Chine, puissance africaine. Géopolitique des relations sino-africaines (China’s power in Africa. The geopolitics of Sino-African relations, reviewed by Carine Pina)
Chine, puissance africaine. Géopolitique des relations sino-africaines
À l’heure des bouleversements internationaux et de la place du continent africain dans le possible nouvel agencement de l’ordre mondial, les relations sino-africaines, souvent surinterprétées, voire fantasmées, s’avèrent être une question stratégique majeure. Le livre écrit par Xavier Aurégan, enseignant-chercheur à l’Institut catholique de Lille et associé à l’Institut français de géopolitique (IFG-Lab) ainsi qu’au Conseil québécois d’études géopolitiques, offre un état des lieux bienvenu sur la question de la présence chinoise en Afrique. L’ouvrage se divise en trois parties chronologiques couvrant une période depuis 1949 à nos jours, permettant de rappeler trois faits majeurs de la présence chinoise sur le continent africain. En premier lieu, les relations sino-africaines ne sont pas nouvelles, elles remontent au début des années 1950. En deuxième lieu, elles sont allées crescendo en s’étoffant au rythme de la montée en puissance de la Chine. Enfin, l’augmentation des échanges sino-africains et leurs complexifications ne sont pas le fait de l’arrivée au pouvoir en Chine de Xi Jinping en 2013, mais bien de son prédécesseur, Hu Jintao, président de 2003 à 2013 – bien que le projet des Nouvelles routes de la soie ait ouvert de nouvelles perspectives et de nouveaux enjeux.
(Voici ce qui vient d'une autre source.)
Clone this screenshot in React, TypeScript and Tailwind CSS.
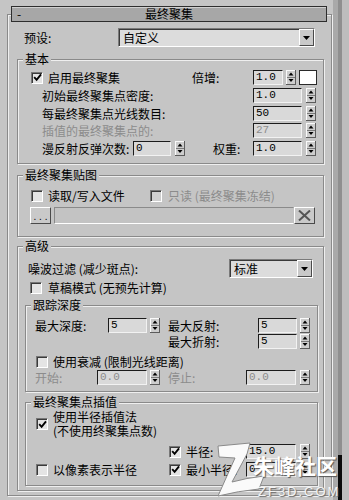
import React from "react";

const cjk = "font-['Noto_Sans_CJK_SC','Noto_Sans',sans-serif]";
const mono = "font-['Liberation_Mono',monospace]";

function Spinner({ className = "" }: { className?: string }) {
  return (
    <svg width="10" height="15" viewBox="0 0 10 15" className={`block shrink-0 ${className}`}>
      <rect width="10" height="15" fill="#cdcdcd" />
      <rect width="10" height="1" fill="#fafafa" />
      <rect width="1" height="15" fill="#fafafa" />
      <rect x="9" width="1" height="15" fill="#5c5c5c" />
      <rect y="14" width="10" height="1" fill="#5c5c5c" />
      <rect x="1" y="7" width="8" height="1" fill="#7a7a7a" />
      <polygon points="2.5,5.5 7.5,5.5 5,2.5" fill="#000" />
      <polygon points="2.5,9 7.5,9 5,12" fill="#000" />
    </svg>
  );
}

function Field({ w, value, disabled }: { w: string; value: string; disabled?: boolean }) {
  return (
    <div
      className={`${w} h-[15px] shrink-0 flex items-center pl-[2px] bg-[#d9d9d9] border border-t-[#1c1c1c] border-l-[#1c1c1c] border-b-[#f2f2f2] border-r-[#f2f2f2] ${mono} text-[11px] leading-none ${
        disabled ? "text-[#8c8c8c]" : "text-black"
      }`}
    >
      {value}
    </div>
  );
}

function Check({ checked, disabled }: { checked?: boolean; disabled?: boolean }) {
  return (
    <div
      className={`w-[12px] h-[12px] shrink-0 border border-t-[#777] border-l-[#777] border-b-white border-r-white shadow-[inset_1px_1px_0_#3a3a3a] ${
        disabled ? "bg-[#cfcfcf]" : "bg-[#e4e4e4]"
      } flex items-center justify-center`}
    >
      {checked && (
        <svg width="9" height="9" viewBox="0 0 9 9" className="block">
          <path d="M1.2 4.2 L3.6 6.8 L8 1.4" stroke="#000" strokeWidth="1.9" fill="none" />
        </svg>
      )}
    </div>
  );
}

function Dropdown({ w, text }: { w: string; text: string }) {
  return (
    <div
      className={`${w} h-[19px] shrink-0 flex items-center border border-t-[#7a7a7a] border-l-[#7a7a7a] border-b-white border-r-white`}
    >
      <div className="flex-1 h-full flex items-center bg-[#dcdcdc] shadow-[inset_1px_1px_0_#3a3a3a] pl-[4px] text-[12px] leading-none">
        {text}
      </div>
      <div className="w-[15px] h-[17px] shrink-0 bg-[#c9c9c9] border border-t-white border-l-white border-b-[#4a4a4a] border-r-[#4a4a4a] flex items-center justify-center">
        <svg width="7" height="4" viewBox="0 0 7 4" className="block">
          <polygon points="0,0 7,0 3.5,4" fill="#000" />
        </svg>
      </div>
    </div>
  );
}

function Group({
  label,
  className = "",
  children,
}: {
  label: string;
  className?: string;
  children: React.ReactNode;
}) {
  return (
    <div
      className={`relative border border-[#8a8a8a] shadow-[inset_1px_1px_0_#efefef,1px_1px_0_#efefef] ${className}`}
    >
      <div className="absolute -top-[9px] left-[5px] px-[2px] bg-[#c5c5c5] text-[12px] leading-[16px]">
        {label}
      </div>
      {children}
    </div>
  );
}

export default function App() {
  return (
    <div className={`w-[349px] h-[500px] bg-[#c5c5c5] flex overflow-hidden relative ${cjk} text-[12px] text-black`}>
      <div className="w-[333px] shrink-0 pt-[14px] pl-[7px]">
        <div className="w-[325px] border border-[#8a8a8a] shadow-[inset_1px_1px_0_#efefef,1px_1px_0_#efefef] pb-[4px]">
          {/* title bar */}
          <div className="-mt-[9px] ml-[3px] w-[316px] h-[16px] bg-[#a7a7a7] border border-[#2e2e2e] shadow-[inset_0_1px_0_#d0d0d0] grid grid-cols-[20px_1fr_20px] items-center text-[12px] leading-none">
            <span className="pl-[5px]">-</span>
            <span className="text-center">最终聚集</span>
            <span />
          </div>

          {/* preset */}
          <div className="mt-[6px] flex items-center">
            <div className="pl-[16px] w-[110px] shrink-0 leading-[15px]">预设:</div>
            <Dropdown w="w-[197px]" text="自定义" />
          </div>

          {/* 基本 */}
          <Group label="基本" className="ml-[9px] mt-[12px] w-[307px] pt-[10px] pb-[7px]">
            <div className="h-[15px] flex items-center pl-[13px]">
              <Check checked />
              <div className="ml-[5px] w-[144px] leading-[15px]">启用最终聚集</div>
              <div className="w-[61px] leading-[15px]">倍增:</div>
              <Field w="w-[30px]" value="1.0" />
              <Spinner className="ml-[3px]" />
              <div className="ml-[3px] w-[18px] h-[15px] bg-white border border-[#2a2a2a]" />
            </div>
            <div className="mt-[3px] h-[15px] flex items-center pl-[24px]">
              <div className="w-[211px] leading-[15px]">初始最终聚集点密度:</div>
              <Field w="w-[49px]" value="1.0" />
              <Spinner className="ml-[4px]" />
            </div>
            <div className="mt-[3px] h-[15px] flex items-center pl-[24px]">
              <div className="w-[211px] leading-[15px]">每最终聚集点光线数目:</div>
              <Field w="w-[49px]" value="50" />
              <Spinner className="ml-[4px]" />
            </div>
            <div className="mt-[2px] h-[15px] flex items-center pl-[24px]">
              <div className="w-[211px] leading-[15px] text-[#8c8c8c]">插值的最终聚集点的:</div>
              <Field w="w-[49px]" value="27" disabled />
              <Spinner className="ml-[4px]" />
            </div>
            <div className="mt-[3px] h-[15px] flex items-center pl-[24px]">
              <div className="w-[91px] leading-[15px]">漫反射反弹次数:</div>
              <Field w="w-[38px]" value="0" />
              <Spinner className="ml-[4px]" />
              <div className="ml-[28px] w-[40px] leading-[15px]">权重:</div>
              <Field w="w-[49px]" value="1.0" />
              <Spinner className="ml-[4px]" />
            </div>
          </Group>

          {/* 最终聚集贴图 */}
          <Group label="最终聚集贴图" className="ml-[9px] mt-[11px] w-[307px] pt-[13px] pb-[12px]">
            <div className="h-[14px] flex items-center pl-[13px]">
              <Check />
              <div className="ml-[5px] w-[102px] leading-[14px]">读取/写入文件</div>
              <Check disabled />
              <div className="ml-[6px] leading-[14px] text-[#8c8c8c]">只读 (最终聚集冻结)</div>
            </div>
            <div className="mt-[4px] h-[17px] flex items-stretch pl-[12px]">
              <div className="w-[21px] shrink-0 bg-[#c9c9c9] border border-t-white border-l-white border-b-[#4a4a4a] border-r-[#4a4a4a] flex items-end justify-center pb-[1px] font-['Liberation_Sans',sans-serif] text-[10px] leading-none">
                . . .
              </div>
              <div className="ml-[3px] w-[240px] shrink-0 bg-[#c3c3c3] border border-t-[#8a8a8a] border-l-[#8a8a8a] border-b-white border-r-transparent" />
              <div className="w-[21px] shrink-0 bg-[#c9c9c9] border border-t-white border-l-white border-b-[#4a4a4a] border-r-[#4a4a4a] flex items-center justify-center">
                <svg width="13" height="11" viewBox="0 0 13 11" className="block">
                  <path d="M1 0.5 L12 10.5 M12 0.5 L1 10.5" stroke="#555" strokeWidth="2" />
                </svg>
              </div>
            </div>
          </Group>

          {/* 高级 */}
          <Group label="高级" className="ml-[9px] mt-[9px] w-[307px] pt-[12px] pb-[4px]">
            <div className="h-[19px] flex items-center pl-[10px]">
              <div className="w-[201px] leading-[15px]">噪波过滤 (减少斑点):</div>
              <Dropdown w="w-[84px]" text="标准" />
            </div>
            <div className="mt-[4px] h-[12px] flex items-center pl-[12px]">
              <Check />
              <div className="ml-[6px] leading-[14px]">草稿模式 (无预先计算)</div>
            </div>

            {/* 跟踪深度 */}
            <Group label="跟踪深度" className="ml-[7px] mt-[11px] w-[293px] pt-[12px] pb-[6px]">
              <div className="h-[15px] flex items-center pl-[9px]">
                <div className="w-[73px] leading-[15px]">最大深度:</div>
                <Field w="w-[39px]" value="5" />
                <Spinner className="ml-[3px]" />
                <div className="ml-[8px] w-[90px] leading-[15px]">最大反射:</div>
                <Field w="w-[39px]" value="5" />
                <Spinner className="ml-[3px]" />
              </div>
              <div className="mt-[1px] h-[15px] flex items-center pl-[142px]">
                <div className="w-[90px] leading-[15px]">最大折射:</div>
                <Field w="w-[39px]" value="5" />
                <Spinner className="ml-[3px]" />
              </div>
              <div className="mt-[7px] h-[12px] flex items-center pl-[10px]">
                <Check />
                <div className="ml-[5px] leading-[14px]">使用衰减 (限制光线距离)</div>
              </div>
              <div className="mt-[2px] h-[15px] flex items-center pl-[9px]">
                <div className="w-[62px] leading-[15px] text-[#8c8c8c]">开始:</div>
                <Field w="w-[50px]" value="0.0" disabled />
                <Spinner className="ml-[3px]" />
                <div className="ml-[8px] w-[78px] leading-[15px] text-[#8c8c8c]">停止:</div>
                <Field w="w-[50px]" value="0.0" disabled />
                <Spinner className="ml-[4px]" />
              </div>
            </Group>

            {/* 最终聚集点插值 */}
            <Group label="最终聚集点插值" className="ml-[7px] mt-[10px] w-[293px] pt-[7px] pb-[8px]">
              <div className="h-[28px] flex items-center pl-[10px]">
                <Check checked />
                <div className="ml-[5px] leading-[14px]">
                  <div>使用半径插值法</div>
                  <div>(不使用终聚集点数)</div>
                </div>
              </div>
              <div className="mt-[6px] h-[15px] flex items-center pl-[143px]">
                <Check checked />
                <div className="ml-[5px] w-[60px] leading-[15px]">半径:</div>
                <Field w="w-[50px]" value="15.0" />
                <Spinner className="ml-[4px]" />
              </div>
              <div className="mt-[3px] h-[15px] flex items-center pl-[10px]">
                <Check />
                <div className="ml-[5px] w-[116px] leading-[15px]">以像素表示半径</div>
                <Check checked />
                <div className="ml-[5px] w-[60px] leading-[15px]">最小半径:</div>
                <Field w="w-[50px]" value="0.1" />
                <Spinner className="ml-[4px]" />
              </div>
            </Group>
          </Group>
        </div>
      </div>

      {/* right strips */}
      <div className="w-[5px] shrink-0 bg-[#a9a9a9]" />
      <div className="w-[4px] shrink-0 bg-[#8f8f8f] flex flex-col justify-end">
        <div className="h-[45px] bg-[#0a0a0a]" />
      </div>
      <div className="flex-1 bg-[#bdbdbd]" />

      {/* watermark */}
      <svg width="60" height="62" viewBox="0 0 60 62" className="absolute left-[210px] top-[438px]">
        <path
          d="M8 8 L40 5 L37 16 L22 44 Q36 40 54 38 L49 51 Q28 53 8 58 L25 20 L9 19 Z"
          fill="#fafafa"
          stroke="#8a8a8a"
          strokeWidth="1"
        />
      </svg>
      <div className="absolute left-[253px] top-[452px] text-[21px] leading-[26px] text-white font-bold [text-shadow:1px_1px_1px_#555]">
        朱峰社区
      </div>
      <div className="absolute left-[258px] top-[484px] font-['Liberation_Sans',sans-serif] text-[13px] leading-[15px] tracking-[2px] text-[#f4f4f4] [text-shadow:1px_1px_1px_#666]">
        ZF3D.COM
      </div>
    </div>
  );
}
Outre cette présentation chronologique des relations sino-africaines, l’ouvrage s’attache à présenter les nombreux aspects de la présence chinoise sur le continent africain. Si cette dernière s’illustre avant tout dans le domaine économique (commercial, investissements), elle s’avère en réalité multiple : l’aide au développement, la santé, les migrations et la sécurité sont des thèmes abordés. Ces différents sujets permettent ainsi de souligner la diversité des acteurs chinois sur le continent qui ne sont plus uniquement des composantes de l’État chinois, mais bien des acteurs privés. Enfin, si Xavier Aurégan montre les limites et les problèmes générés par cette présence chinoise (dettes, corruption-clientélisme, prédation des ressources naturelles), il en souligne également les mérites (développement des infrastructures africaines, meilleure intégration du continent dans le commerce mondial). À ce propos, l’auteur insiste sur la nécessité de prendre en considération le point de vue africain à travers l’agentivité des États africains et le regard des populations du continent à l’égard des relations avec la Chine.
L’ouvrage se clôt sur un chapitre édifiant concernant les enjeux sécuritaires et politiques que posent le continent africain à la Chine au regard de ses nombreux intérêts présents sur place. En effet, la présence de plus en plus de ressortissants chinois installés dans des États conflictuels – ou en phase de le devenir – confronte la Chine, et plus particulièrement le Parti communiste chinois (PCC), à l’impérieuse nécessité d’assurer la sécurité de ses citoyens et de ses biens. Afin d’y répondre, la Chine déploie divers moyens sécuritaires allant de l’Armée populaire de libération (APL) pour des évacuations ponctuelles à l’établissement d’une base de ravitaillement installée à Djibouti, en
passant par des accords liés aux polices et au recours à des sociétés privées de sécurité. En effectuant de telles démarches, la Chine tente d’assurer sa présence via des moyens diplomatiques et politiques dont la finalité renforce son influence politique, organisationnelle et informationnelle.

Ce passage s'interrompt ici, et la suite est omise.